• TASK DETAILS
Pick out each line below containing "this".
++++++++
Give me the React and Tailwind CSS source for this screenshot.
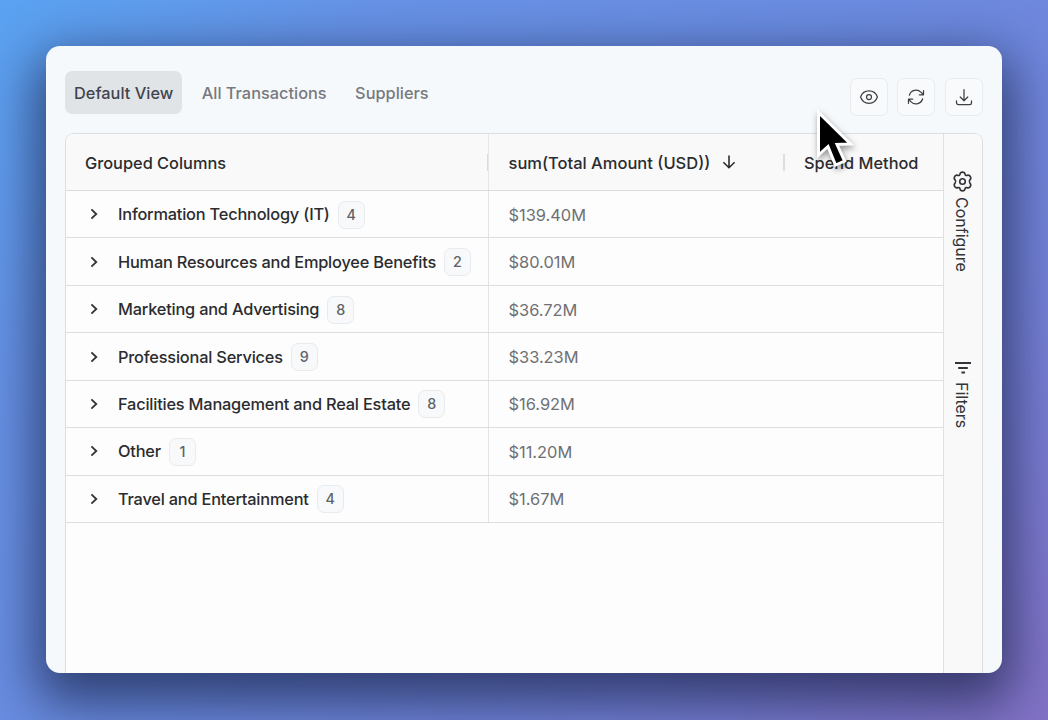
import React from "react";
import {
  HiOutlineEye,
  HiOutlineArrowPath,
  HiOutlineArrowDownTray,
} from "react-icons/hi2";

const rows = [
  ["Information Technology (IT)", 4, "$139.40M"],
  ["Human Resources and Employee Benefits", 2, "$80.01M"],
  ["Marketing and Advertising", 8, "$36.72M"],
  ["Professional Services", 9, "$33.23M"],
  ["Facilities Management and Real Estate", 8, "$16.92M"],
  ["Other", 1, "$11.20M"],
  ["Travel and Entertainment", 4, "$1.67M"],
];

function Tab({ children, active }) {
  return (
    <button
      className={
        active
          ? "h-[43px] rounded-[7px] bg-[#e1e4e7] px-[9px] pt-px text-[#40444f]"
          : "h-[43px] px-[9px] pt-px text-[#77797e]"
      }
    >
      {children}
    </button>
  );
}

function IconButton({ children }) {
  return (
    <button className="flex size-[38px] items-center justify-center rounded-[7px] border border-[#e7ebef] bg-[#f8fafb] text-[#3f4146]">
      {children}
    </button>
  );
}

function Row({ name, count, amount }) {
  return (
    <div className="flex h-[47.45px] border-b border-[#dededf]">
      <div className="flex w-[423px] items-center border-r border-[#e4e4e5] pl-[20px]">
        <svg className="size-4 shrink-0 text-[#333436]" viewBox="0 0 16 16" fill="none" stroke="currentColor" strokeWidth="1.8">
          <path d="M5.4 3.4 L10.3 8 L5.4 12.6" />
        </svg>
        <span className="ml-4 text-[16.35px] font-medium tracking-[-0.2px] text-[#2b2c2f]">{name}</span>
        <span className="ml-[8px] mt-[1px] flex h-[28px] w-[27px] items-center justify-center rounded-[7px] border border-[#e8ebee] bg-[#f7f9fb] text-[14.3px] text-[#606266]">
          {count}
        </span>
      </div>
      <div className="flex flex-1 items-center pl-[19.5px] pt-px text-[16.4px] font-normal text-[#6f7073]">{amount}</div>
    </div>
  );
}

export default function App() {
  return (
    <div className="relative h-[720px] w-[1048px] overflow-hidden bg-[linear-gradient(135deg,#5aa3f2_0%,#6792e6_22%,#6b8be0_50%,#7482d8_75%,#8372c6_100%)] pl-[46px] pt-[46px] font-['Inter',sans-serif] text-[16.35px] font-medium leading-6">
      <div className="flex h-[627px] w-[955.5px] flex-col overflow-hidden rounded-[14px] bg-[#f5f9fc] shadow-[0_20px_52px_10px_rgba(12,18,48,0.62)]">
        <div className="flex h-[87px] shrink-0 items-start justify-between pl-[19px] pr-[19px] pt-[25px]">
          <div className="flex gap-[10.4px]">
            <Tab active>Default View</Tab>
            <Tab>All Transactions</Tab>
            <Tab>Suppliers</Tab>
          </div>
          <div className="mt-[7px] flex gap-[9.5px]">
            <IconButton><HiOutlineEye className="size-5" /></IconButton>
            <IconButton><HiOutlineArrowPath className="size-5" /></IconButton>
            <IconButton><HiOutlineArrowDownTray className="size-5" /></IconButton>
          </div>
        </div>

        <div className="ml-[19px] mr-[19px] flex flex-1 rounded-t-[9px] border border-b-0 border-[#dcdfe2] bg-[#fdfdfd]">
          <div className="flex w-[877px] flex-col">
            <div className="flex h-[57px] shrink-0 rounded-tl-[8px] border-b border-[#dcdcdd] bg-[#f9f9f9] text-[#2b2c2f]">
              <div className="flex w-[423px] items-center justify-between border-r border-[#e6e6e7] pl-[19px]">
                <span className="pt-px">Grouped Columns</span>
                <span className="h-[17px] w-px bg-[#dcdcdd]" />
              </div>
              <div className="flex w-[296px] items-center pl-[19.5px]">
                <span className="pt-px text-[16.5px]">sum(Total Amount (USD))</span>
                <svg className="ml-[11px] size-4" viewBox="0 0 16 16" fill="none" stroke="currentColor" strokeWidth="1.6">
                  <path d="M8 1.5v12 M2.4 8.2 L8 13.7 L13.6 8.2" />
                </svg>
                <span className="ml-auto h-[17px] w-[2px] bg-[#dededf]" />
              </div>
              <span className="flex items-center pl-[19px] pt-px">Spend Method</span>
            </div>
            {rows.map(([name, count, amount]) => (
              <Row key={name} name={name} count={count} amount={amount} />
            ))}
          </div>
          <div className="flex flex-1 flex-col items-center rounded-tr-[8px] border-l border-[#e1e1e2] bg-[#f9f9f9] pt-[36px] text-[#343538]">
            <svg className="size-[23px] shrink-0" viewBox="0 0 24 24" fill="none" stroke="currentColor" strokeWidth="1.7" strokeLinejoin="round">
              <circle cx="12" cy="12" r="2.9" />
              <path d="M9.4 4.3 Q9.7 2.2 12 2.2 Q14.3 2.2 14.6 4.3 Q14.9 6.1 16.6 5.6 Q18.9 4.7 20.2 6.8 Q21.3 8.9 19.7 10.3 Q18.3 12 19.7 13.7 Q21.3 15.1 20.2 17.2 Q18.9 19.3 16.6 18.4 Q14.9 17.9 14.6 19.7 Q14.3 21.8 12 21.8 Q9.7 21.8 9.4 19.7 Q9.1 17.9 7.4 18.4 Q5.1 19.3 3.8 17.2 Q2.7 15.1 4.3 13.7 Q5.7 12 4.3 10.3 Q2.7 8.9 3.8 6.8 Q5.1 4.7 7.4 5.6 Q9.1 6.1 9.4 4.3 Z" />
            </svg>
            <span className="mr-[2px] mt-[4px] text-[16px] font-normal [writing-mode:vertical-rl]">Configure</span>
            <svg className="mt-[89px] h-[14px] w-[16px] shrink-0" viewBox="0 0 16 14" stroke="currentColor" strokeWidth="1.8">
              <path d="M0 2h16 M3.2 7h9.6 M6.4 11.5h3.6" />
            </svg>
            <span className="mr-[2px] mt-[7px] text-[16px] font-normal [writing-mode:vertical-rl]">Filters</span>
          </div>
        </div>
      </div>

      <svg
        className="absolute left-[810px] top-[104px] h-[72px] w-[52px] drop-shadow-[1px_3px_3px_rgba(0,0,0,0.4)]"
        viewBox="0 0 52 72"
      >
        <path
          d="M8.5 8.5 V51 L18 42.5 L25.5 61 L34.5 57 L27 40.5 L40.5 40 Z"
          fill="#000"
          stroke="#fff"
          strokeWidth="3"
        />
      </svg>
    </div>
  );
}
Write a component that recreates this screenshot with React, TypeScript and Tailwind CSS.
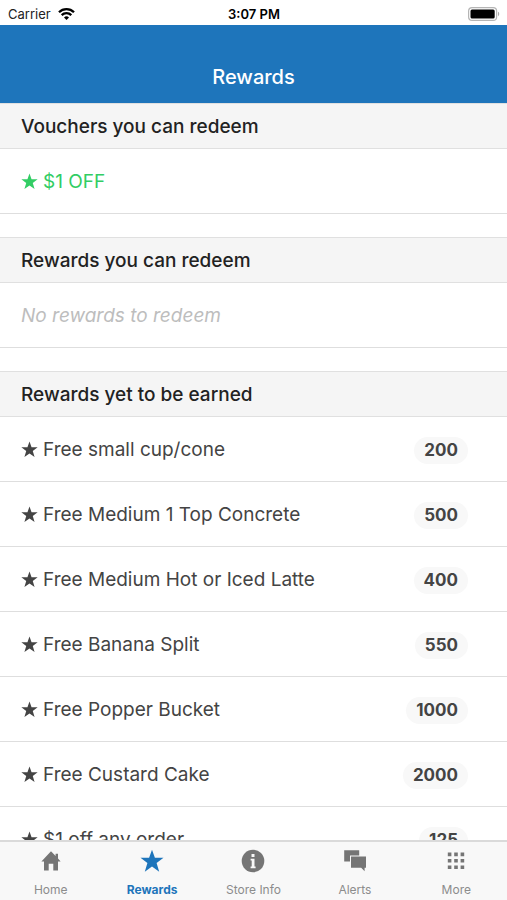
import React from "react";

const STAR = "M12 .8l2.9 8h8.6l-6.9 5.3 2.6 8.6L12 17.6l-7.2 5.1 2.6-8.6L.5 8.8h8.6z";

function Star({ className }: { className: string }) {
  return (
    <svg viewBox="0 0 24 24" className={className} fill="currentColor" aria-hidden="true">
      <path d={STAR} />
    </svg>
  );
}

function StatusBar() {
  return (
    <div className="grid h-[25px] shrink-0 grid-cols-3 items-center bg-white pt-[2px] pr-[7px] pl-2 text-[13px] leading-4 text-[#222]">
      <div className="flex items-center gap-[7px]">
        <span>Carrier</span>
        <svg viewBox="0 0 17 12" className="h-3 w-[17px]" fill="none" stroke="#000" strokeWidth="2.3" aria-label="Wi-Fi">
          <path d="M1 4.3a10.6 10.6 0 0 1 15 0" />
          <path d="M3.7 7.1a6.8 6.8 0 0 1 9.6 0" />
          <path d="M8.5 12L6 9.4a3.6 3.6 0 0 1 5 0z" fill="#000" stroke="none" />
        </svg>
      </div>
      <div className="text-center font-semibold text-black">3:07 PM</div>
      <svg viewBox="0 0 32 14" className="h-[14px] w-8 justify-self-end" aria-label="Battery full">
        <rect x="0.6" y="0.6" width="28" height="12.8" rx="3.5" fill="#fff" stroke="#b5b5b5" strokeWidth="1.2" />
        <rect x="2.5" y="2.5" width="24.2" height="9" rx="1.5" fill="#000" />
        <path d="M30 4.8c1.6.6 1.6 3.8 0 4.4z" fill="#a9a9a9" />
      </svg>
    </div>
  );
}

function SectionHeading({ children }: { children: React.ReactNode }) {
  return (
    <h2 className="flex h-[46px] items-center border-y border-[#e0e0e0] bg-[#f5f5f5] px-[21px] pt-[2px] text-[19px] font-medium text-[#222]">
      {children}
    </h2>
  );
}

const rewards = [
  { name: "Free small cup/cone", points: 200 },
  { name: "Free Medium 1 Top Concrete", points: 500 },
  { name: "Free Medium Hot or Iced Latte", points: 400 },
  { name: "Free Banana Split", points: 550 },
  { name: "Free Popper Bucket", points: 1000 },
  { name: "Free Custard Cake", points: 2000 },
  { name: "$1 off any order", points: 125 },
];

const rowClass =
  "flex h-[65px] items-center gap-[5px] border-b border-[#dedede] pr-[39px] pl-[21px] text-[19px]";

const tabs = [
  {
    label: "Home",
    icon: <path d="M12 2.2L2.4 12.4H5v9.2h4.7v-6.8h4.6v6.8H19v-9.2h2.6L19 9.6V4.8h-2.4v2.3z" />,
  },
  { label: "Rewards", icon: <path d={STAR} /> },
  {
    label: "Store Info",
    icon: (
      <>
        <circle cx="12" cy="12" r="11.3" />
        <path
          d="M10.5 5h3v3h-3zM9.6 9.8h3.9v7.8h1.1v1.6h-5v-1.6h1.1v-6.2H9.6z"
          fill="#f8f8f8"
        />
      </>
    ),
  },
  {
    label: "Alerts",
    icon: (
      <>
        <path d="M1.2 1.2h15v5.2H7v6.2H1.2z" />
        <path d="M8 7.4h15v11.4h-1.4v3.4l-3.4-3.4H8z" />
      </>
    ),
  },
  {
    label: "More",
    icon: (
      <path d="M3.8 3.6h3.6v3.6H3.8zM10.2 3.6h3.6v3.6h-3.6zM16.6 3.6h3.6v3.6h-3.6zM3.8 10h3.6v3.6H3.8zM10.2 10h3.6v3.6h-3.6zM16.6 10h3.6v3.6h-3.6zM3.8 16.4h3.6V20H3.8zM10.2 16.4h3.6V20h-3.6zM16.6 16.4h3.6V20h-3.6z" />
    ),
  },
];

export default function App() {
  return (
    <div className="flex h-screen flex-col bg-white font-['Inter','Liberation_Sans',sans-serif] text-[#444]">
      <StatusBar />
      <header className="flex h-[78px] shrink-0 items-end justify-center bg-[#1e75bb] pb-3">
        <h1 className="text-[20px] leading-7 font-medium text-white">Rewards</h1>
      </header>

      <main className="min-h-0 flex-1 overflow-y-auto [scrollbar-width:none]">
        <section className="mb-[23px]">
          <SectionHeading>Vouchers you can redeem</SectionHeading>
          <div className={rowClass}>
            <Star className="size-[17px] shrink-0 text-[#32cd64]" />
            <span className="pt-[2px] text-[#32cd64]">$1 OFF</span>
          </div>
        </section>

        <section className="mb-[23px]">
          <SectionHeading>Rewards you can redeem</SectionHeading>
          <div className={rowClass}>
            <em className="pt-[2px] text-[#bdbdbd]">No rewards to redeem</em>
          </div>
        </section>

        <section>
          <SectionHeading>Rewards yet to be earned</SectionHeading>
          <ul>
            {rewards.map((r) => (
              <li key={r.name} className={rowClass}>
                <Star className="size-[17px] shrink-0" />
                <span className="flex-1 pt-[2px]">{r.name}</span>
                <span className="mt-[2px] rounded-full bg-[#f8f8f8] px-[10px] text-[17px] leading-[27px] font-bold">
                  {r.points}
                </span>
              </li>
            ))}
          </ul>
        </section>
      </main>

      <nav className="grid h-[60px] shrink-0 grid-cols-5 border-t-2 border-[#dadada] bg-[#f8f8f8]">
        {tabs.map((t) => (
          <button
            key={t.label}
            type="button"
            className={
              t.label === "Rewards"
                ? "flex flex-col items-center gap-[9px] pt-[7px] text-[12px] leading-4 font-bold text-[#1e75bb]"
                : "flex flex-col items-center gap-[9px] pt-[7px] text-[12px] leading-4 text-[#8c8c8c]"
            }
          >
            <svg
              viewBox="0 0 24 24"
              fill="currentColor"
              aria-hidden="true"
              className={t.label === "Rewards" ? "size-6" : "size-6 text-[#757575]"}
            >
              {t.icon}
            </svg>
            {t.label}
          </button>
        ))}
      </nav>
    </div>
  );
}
++++++++
• EXERCISE RESPONSE
Give me the React and Tailwind CSS source for this screenshot.
Write a component that recreates this screenshot with React, TypeScript and Tailwind CSS.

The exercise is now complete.